The summer school opened with a public webinar entitled “Urban Transformation: Building City Resilience with Edible City Solutions”, led by Dr Ina Säumel, Suhana Reddy and Thomas Wachtel from the EdiCitNet Project. Then the participants were introduced to their challenge for the next two weeks – to develop their very own Edible City Solution, designed to tackle specific urban challenges in a city of their choice.
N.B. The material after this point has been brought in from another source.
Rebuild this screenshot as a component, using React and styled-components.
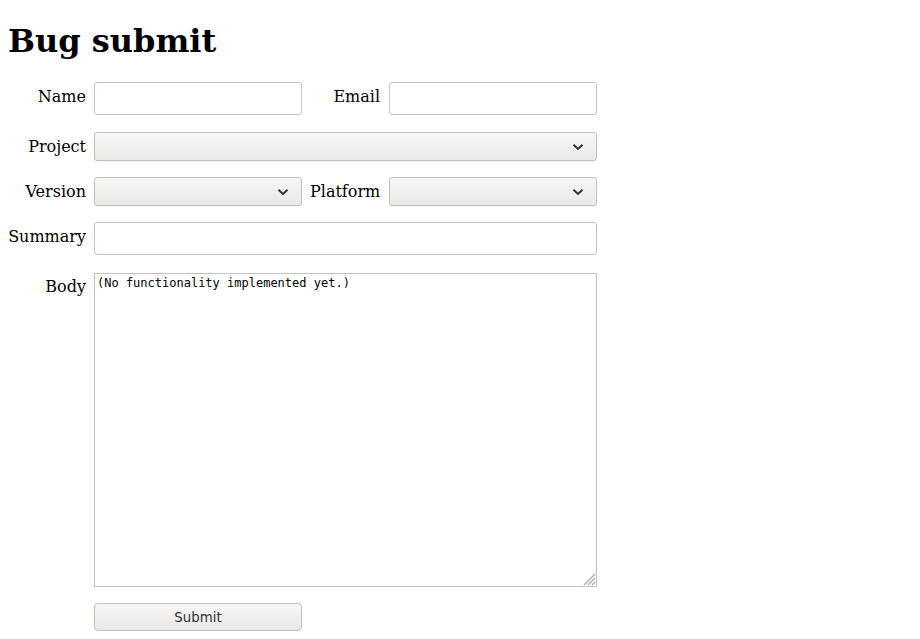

Throughout the two weeks, the participants were introduced to the four pillars of Edible City Solutions – social, economic, ecological and political – via input sessions with experts from the field. In between the sessions, they worked collectively on their group projects, across time zones and borders, using Miro, Slack, Zoom, Moodle and other online tools. At the halfway point, the Berlin participants of the Edible City Solutions Summer School got the chance to meet offline as they went on a “Harvest Your City” foraging tour through the city with project partner Mundraub. At the end of each week, in an interactive “Reality Check” session, the groups pitched their creative Edible City concepts to the expert panel and received practical feedback on the feasibility and potential impact of their concepts.

The participants developed an incredibly diverse and creative range of Edible City Solutions: a citizens’ cooperative turning rice straw residue into biochar in Valencia (Spain), the development of policies and guidelines to support the integration of edible landscapes into the outskirts of Girona (Spain), an edible garden initiative for social housing in Vienna (Austria), the installation of a rooftop farm in an abandoned carpark in Berlin (Germany) and a strategy to strengthen a farm-to-fork initiative in Jeonju (South Korea), through the introduction of permaculture practices.

When we asked the participants if they enjoyed the summer school we got some great responses:

“I loved the structure the summer school set for our conceptual approaches. It seemed so clever to start at one point, consider the 4 pillars separately but bring them all together as one in the end.”

“It was fantastic! Great choice of lectures and speakers to teach on the 4 pillars each lesson”

“I enjoyed these days a lot, thank you! I hope that from here new real edible projects emerge and we can continue sharing knowledge.”

And what did they learn?

 “Inspiration comes when different countries and backgrounds work together.”

“The value of transdisciplinarity!”

 “Learners from all over the world can cooperate and come up with amazing ideas!”

We thank all of the participants and all of the experts who took part, for their dedication and motivation throughout these two inspiring weeks!